Un de ses aînés à l’OM le sait bien. «Lassana Diarra est d’une lucidité et d’une intelligence rare, dit Vincent Labrune. Surtout, il a une vraie expertise sur les coulisses du football, il m’a posé mille questions pointues. Je n’ai jamais parlé autant avec un joueur pour le convaincre de venir. Il se préparait aux Etats-Unis, et on s’appelait chaque nuit entre minuit et 2-3 heures du matin.» Passé par Chelsea, Arsenal ou Madrid, le milieu aime les plans carrés, et il a obtenu en juin un précieux sésame à force d’insister : quelques minutes au téléphone avec Marcelo Bielsa, pourtant en vacances. Un exploit, le coach argentin ne voulant jamais s’impliquer dans les transferts.

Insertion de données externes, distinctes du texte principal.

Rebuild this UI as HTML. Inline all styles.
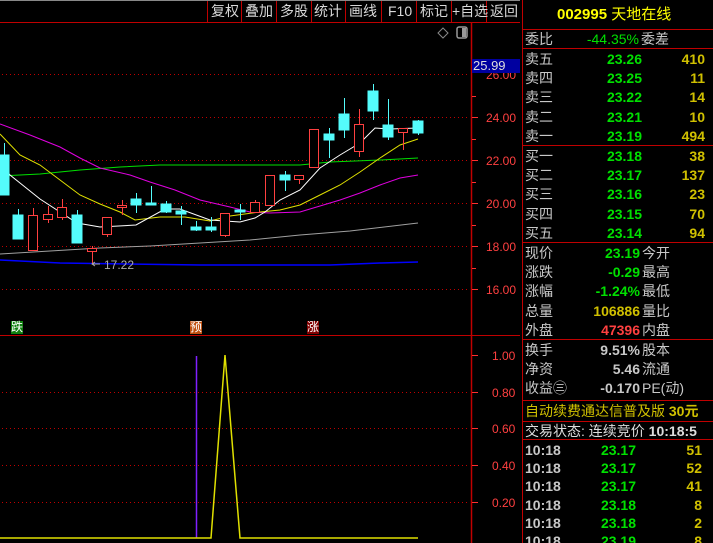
<!DOCTYPE html><html><head><meta charset="utf-8"><style>
html,body{margin:0;width:713px;height:543px;background:#000;overflow:hidden;position:relative;font-family:"Liberation Sans","Noto Sans CJK SC",sans-serif}
.t{position:absolute;white-space:nowrap;font-size:14px;line-height:16px}
.w{color:#c8c8c8}.g{color:#00e000}.y{color:#d0c000}.r{color:#ff4040}
.btn{position:absolute;top:3px;color:#d8d8d8;font-size:14px;line-height:16px}
</style></head><body>
<svg width="713" height="543" style="position:absolute;left:0;top:0">
<line x1="0" y1="0.5" x2="520" y2="0.5" stroke="#888"/>
<line x1="0" y1="22.5" x2="520" y2="22.5" stroke="#c00000"/>
<g stroke="#c00000">
<line x1="207.5" y1="1" x2="207.5" y2="22"/><line x1="241.5" y1="1" x2="241.5" y2="22"/><line x1="276.5" y1="1" x2="276.5" y2="22"/><line x1="311.5" y1="1" x2="311.5" y2="22"/><line x1="345.5" y1="1" x2="345.5" y2="22"/><line x1="381.5" y1="1" x2="381.5" y2="22"/><line x1="416.5" y1="1" x2="416.5" y2="22"/><line x1="451.5" y1="1" x2="451.5" y2="22"/><line x1="486.5" y1="1" x2="486.5" y2="22"/>
</g>
<line x1="471.5" y1="22" x2="471.5" y2="543" stroke="#c00000" stroke-width="1.5"/>
<line x1="0" y1="335.5" x2="520" y2="335.5" stroke="#c00000"/>
<line x1="522.5" y1="0" x2="522.5" y2="543" stroke="#c00000"/>
<g stroke="#c00000" stroke-dasharray="1,3">
<line x1="2" y1="74.5" x2="470" y2="74.5"/><line x1="2" y1="117.5" x2="470" y2="117.5"/><line x1="2" y1="160.5" x2="470" y2="160.5"/><line x1="2" y1="203.5" x2="470" y2="203.5"/><line x1="2" y1="246.5" x2="470" y2="246.5"/><line x1="2" y1="289.5" x2="470" y2="289.5"/>
<line x1="2" y1="392.5" x2="470" y2="392.5"/><line x1="2" y1="428.5" x2="470" y2="428.5"/><line x1="2" y1="465.5" x2="470" y2="465.5"/><line x1="2" y1="502.5" x2="470" y2="502.5"/>
</g>
<g stroke="#ff3030">
<line x1="472" y1="96.5" x2="476" y2="96.5"/><line x1="472" y1="117.5" x2="478" y2="117.5"/><line x1="472" y1="139.5" x2="476" y2="139.5"/><line x1="472" y1="160.5" x2="478" y2="160.5"/><line x1="472" y1="182.5" x2="476" y2="182.5"/><line x1="472" y1="203.5" x2="478" y2="203.5"/><line x1="472" y1="225.5" x2="476" y2="225.5"/><line x1="472" y1="246.5" x2="478" y2="246.5"/><line x1="472" y1="268.5" x2="476" y2="268.5"/><line x1="472" y1="289.5" x2="478" y2="289.5"/>
<line x1="472" y1="355.5" x2="478" y2="355.5"/><line x1="472" y1="392.5" x2="478" y2="392.5"/><line x1="472" y1="428.5" x2="478" y2="428.5"/><line x1="472" y1="465.5" x2="478" y2="465.5"/><line x1="472" y1="502.5" x2="478" y2="502.5"/>
</g>
<path d="M443 28 L448 33 L443 38 L438 33Z" fill="none" stroke="#888"/>
<rect x="457" y="27" width="10" height="11" rx="2" fill="none" stroke="#999" stroke-width="1.5"/><rect x="462" y="28" width="4" height="9" fill="#999"/>
<g fill="none" stroke-width="1">
<polyline stroke="#a0a0a0" points="0,254 50,251 100,248 150,246 200,243 250,240 300,235 350,231 418,223"/>
<polyline stroke="#0000ff" stroke-width="1.5" points="0,260 60,263 200,265 330,265 380,263 418,262"/>
<polyline stroke="#00e000" points="0,176 40,174 80,170 120,167 160,165 230,165 300,165 330,162 380,160 418,158"/>
<polyline stroke="#e000e0" points="0,124 30,135 60,147 80,158 100,168 130,175 150,182 175,190 200,200 230,207 250,212 270,213 300,212 320,206 340,200 360,193 380,185 400,178 418,175"/>
<polyline stroke="#e0e000" points="0,134 20,155 40,165 60,180 80,195 100,204 120,212 135,220 160,217 185,217 210,221 230,216 260,212 280,210 300,205 320,195 340,185 360,172 380,158 400,145 418,139"/>
<polyline stroke="#ffffff" points="0,163 10,175 20,183 40,199 77,223 100,227 136,225 165,209 180,209 210,220 240,222 255,218 265,212 280,200 300,190 320,168 340,155 360,143 375,128 390,129 418,128"/>
</g>
<g stroke-width="1">
<g stroke="#54fcfc" fill="#54fcfc">
<line x1="4.5" y1="143" x2="4.5" y2="155"/><rect x="0" y="155" width="9" height="40"/>
<line x1="18.5" y1="209" x2="18.5" y2="215"/><rect x="13" y="215" width="10" height="24"/>
<line x1="77.5" y1="210" x2="77.5" y2="215"/><rect x="72" y="215" width="10" height="28"/>
<line x1="136.5" y1="193" x2="136.5" y2="213"/><rect x="131" y="199" width="10" height="6"/>
<line x1="151.5" y1="186" x2="151.5" y2="205"/><rect x="146" y="203" width="10" height="2"/>
<line x1="166.5" y1="201" x2="166.5" y2="213"/><rect x="161" y="204" width="10" height="8"/>
<line x1="181.5" y1="206" x2="181.5" y2="225"/><rect x="176" y="211" width="10" height="3"/>
<line x1="196.5" y1="221" x2="196.5" y2="231"/><rect x="191" y="227" width="10" height="3"/>
<line x1="211.5" y1="217" x2="211.5" y2="232"/><rect x="206" y="227" width="10" height="3"/>
<line x1="240.5" y1="204" x2="240.5" y2="220"/><rect x="235" y="210" width="10" height="2"/>
<line x1="285.5" y1="171" x2="285.5" y2="191"/><rect x="280" y="175" width="10" height="5"/>
<line x1="329.5" y1="128" x2="329.5" y2="158"/><rect x="324" y="134" width="10" height="6"/>
<line x1="344.5" y1="98" x2="344.5" y2="138"/><rect x="339" y="114" width="10" height="16"/>
<line x1="373.5" y1="84" x2="373.5" y2="120"/><rect x="368" y="91" width="10" height="20"/>
<line x1="388.5" y1="99" x2="388.5" y2="140"/><rect x="383" y="125" width="10" height="12"/>
<line x1="418.5" y1="120" x2="418.5" y2="135"/><rect x="413" y="121" width="10" height="12"/>
</g>
<g stroke="#ff4040" fill="#000">
<line x1="33.5" y1="208" x2="33.5" y2="215"/><rect x="28.5" y="215.5" width="9" height="35"/>
<line x1="48.5" y1="206" x2="48.5" y2="223"/><rect x="43.5" y="214.5" width="9" height="5"/>
<line x1="62.5" y1="199" x2="62.5" y2="220"/><rect x="57.5" y="207.5" width="9" height="10"/>
<line x1="92.5" y1="246" x2="92.5" y2="264"/><rect x="87.5" y="248.5" width="9" height="3"/>
<line x1="107.5" y1="234" x2="107.5" y2="237"/><rect x="102.5" y="217.5" width="9" height="17"/>
<line x1="122.5" y1="200" x2="122.5" y2="215"/><rect x="117.5" y="205.5" width="9" height="2"/>
<line x1="225.5" y1="235" x2="225.5" y2="237"/><rect x="220.5" y="213.5" width="9" height="22"/>
<line x1="255.5" y1="200" x2="255.5" y2="202"/><rect x="250.5" y="202.5" width="9" height="10"/>
<rect x="265.5" y="175.5" width="9" height="30"/>
<line x1="299.5" y1="179" x2="299.5" y2="184"/><rect x="294.5" y="175.5" width="9" height="4"/>
<rect x="309.5" y="129.5" width="9" height="38"/>
<line x1="359.5" y1="109" x2="359.5" y2="157"/><rect x="354.5" y="124.5" width="9" height="27"/>
<line x1="403.5" y1="132" x2="403.5" y2="150"/><rect x="398.5" y="128.5" width="9" height="4"/>
</g>
</g>
<path d="M95 262 L92 264 L95 266 M92 264 L100 264" stroke="#aaa" fill="none"/>
<line x1="196.5" y1="356" x2="196.5" y2="538" stroke="#8020ff" stroke-width="1.5"/>
<polyline fill="none" stroke="#e0e000" stroke-width="1.5" points="0,538 211,538 225,355 240,538 418,538"/>
<g stroke="#c00000">
<line x1="522" y1="29.5" x2="713" y2="29.5"/><line x1="522" y1="48.5" x2="713" y2="48.5"/><line x1="522" y1="145.5" x2="713" y2="145.5"/><line x1="522" y1="242.5" x2="713" y2="242.5"/><line x1="522" y1="339.5" x2="713" y2="339.5"/><line x1="522" y1="400.5" x2="713" y2="400.5"/><line x1="522" y1="421.5" x2="713" y2="421.5"/><line x1="522" y1="439.5" x2="713" y2="439.5"/>
</g>
</svg>
<div class="btn" style="left:211px">复权</div><div class="btn" style="left:245px">叠加</div><div class="btn" style="left:280px">多股</div><div class="btn" style="left:314px">统计</div><div class="btn" style="left:349px">画线</div><div class="btn" style="left:388px">F10</div><div class="btn" style="left:420px">标记</div><div class="btn" style="left:452px">+自选</div><div class="btn" style="left:490px">返回</div>
<div class="t r" style="left:486px;top:67px;font-size:12px">26.00</div>
<div style="position:absolute;left:472px;top:59px;width:48px;height:14px;background:#0000a0"></div>
<div class="t" style="left:473px;top:58px;color:#ddd;font-size:13px">25.99</div>
<div class="t r" style="left:486px;top:110px;font-size:12px">24.00</div>
<div class="t r" style="left:486px;top:153px;font-size:12px">22.00</div>
<div class="t r" style="left:486px;top:196px;font-size:12px">20.00</div>
<div class="t r" style="left:486px;top:239px;font-size:12px">18.00</div>
<div class="t r" style="left:486px;top:282px;font-size:12px">16.00</div>
<div class="t r" style="left:492px;top:348px;font-size:12px">1.00</div>
<div class="t r" style="left:492px;top:385px;font-size:12px">0.80</div>
<div class="t r" style="left:492px;top:421px;font-size:12px">0.60</div>
<div class="t r" style="left:492px;top:458px;font-size:12px">0.40</div>
<div class="t r" style="left:492px;top:495px;font-size:12px">0.20</div>
<div class="t" style="left:104px;top:257px;color:#aaa;font-size:12px">17.22</div>
<div class="t" style="left:11px;top:321px;background:#108010;color:#fff;font-size:12px;line-height:13px">跌</div>
<div class="t" style="left:190px;top:321px;background:#c05010;color:#fff;font-size:12px;line-height:13px">预</div>
<div class="t" style="left:307px;top:321px;background:#800000;color:#fff;font-size:12px;line-height:13px">涨</div>
<div class="t" style="left:557px;top:7px;font-size:15px;color:#ffff00"><b>002995</b> 天地在线</div>
<div class="t w" style="left:525px;top:31px">委比</div><div class="t g" style="left:540px;top:31px;width:99px;text-align:right">-44.35%</div><div class="t w" style="left:641px;top:31px">委差</div>
<div style="position:absolute;left:525px;top:50px;width:180px;font-size:14px;line-height:19.2px">
<div style="position:relative;height:96px" class="w">卖五<br>卖四<br>卖三<br>卖二<br>卖一
<div class="g" style="position:absolute;left:0;top:0;width:117px;text-align:right;font-weight:bold">23.26<br>23.25<br>23.22<br>23.21<br>23.19</div>
<div class="y" style="position:absolute;left:0;top:0;width:180px;text-align:right;font-weight:bold">410<br>11<br>14<br>10<br>494</div></div>
<div style="position:relative;height:96px;margin-top:1px" class="w">买一<br>买二<br>买三<br>买四<br>买五
<div class="g" style="position:absolute;left:0;top:0;width:117px;text-align:right;font-weight:bold">23.18<br>23.17<br>23.16<br>23.15<br>23.14</div>
<div class="y" style="position:absolute;left:0;top:0;width:180px;text-align:right;font-weight:bold">38<br>137<br>23<br>70<br>94</div></div>
<div style="position:relative;height:96px;margin-top:1px" class="w">现价<br>涨跌<br>涨幅<br>总量<br>外盘
<div style="position:absolute;left:0;top:0;width:115px;text-align:right;font-weight:bold"><span class="g">23.19</span><br><span class="g">-0.29</span><br><span class="g">-1.24%</span><br><span class="y">106886</span><br><span class="r">47396</span></div>
<div style="position:absolute;left:117px;top:0">今开<br>最高<br>最低<br>量比<br>内盘</div></div>
<div style="position:relative;height:60px;margin-top:1px" class="w">换手<br>净资<br>收益㊂
<div style="position:absolute;left:0;top:0;width:115px;text-align:right;font-weight:bold">9.51%<br>5.46<br>-0.170</div>
<div style="position:absolute;left:117px;top:0">股本<br>流通<br>PE(动)</div></div>
</div>
<div class="t y" style="left:525px;top:403px">自动续费通达信普及版 <b>30元</b></div>
<div class="t w" style="left:525px;top:423px;color:#ddd">交易状态: 连续竞价 <b>10:18:5</b></div>
<div style="position:absolute;left:525px;top:441px;width:180px;font-size:14px;line-height:18.2px;font-weight:bold">
<div class="w">10:18<br>10:18<br>10:18<br>10:18<br>10:18<br>10:18</div>
<div class="g" style="position:absolute;left:0;top:0;width:111px;text-align:right">23.17<br>23.17<br>23.17<br>23.18<br>23.18<br>23.19</div>
<div class="y" style="position:absolute;left:0;top:0;width:177px;text-align:right">51<br>52<br>41<br>8<br>2<br>8</div>
</div>
</body></html>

Vincent Labrune : «Footballeur, c’est un métier, Lass a compris ce que beaucoup de jeunes joueurs n’ont pas compris. Allez le voir à l’entraînement, à la salle de musculation, et vous comprendrez.» On n’a pas le droit de s’y pointer, alors on a demandé l’avis de Florian Thauvin, qui l’a croisé à la Commanderie : «Lass, c’est un grand monsieur, avec beaucoup de valeurs, quelqu’un de très respectueux au quotidien. Il travaille encore et toujours, ne se disperse jamais. Un professionnel comme peu.» Qui passe un temps fou à soutenir à l’infirmerie son ami Abou Diaby, toujours en convalescence.
«Il connaît déjà le coup d’après, la suite de son projet», confie un membre du staff, qui ne le voit pas s’éterniser. «Mais qu’est-ce qui vous rend aussi sûr d’un départ de Diarra ? soupire Labrune. Il a un contrat de quatre ans. Et s’il part, vous n’allez pas me le reprocher ? Tout le monde était sceptique quand l’OM l’a embauché après un an sans jouer.» Il ajoute : «De toute façon, aujourd’hui, plus de 50 % des mouvements en France concernent des prêts et des joueurs libres de tout contrat.» Entre jeunes prodiges, vieux ressuscités, joueurs à peine arrivés et déjà partis, le fan marseillais voit défiler les visages et les noms, et peine à ne pas rayer la mention ambition.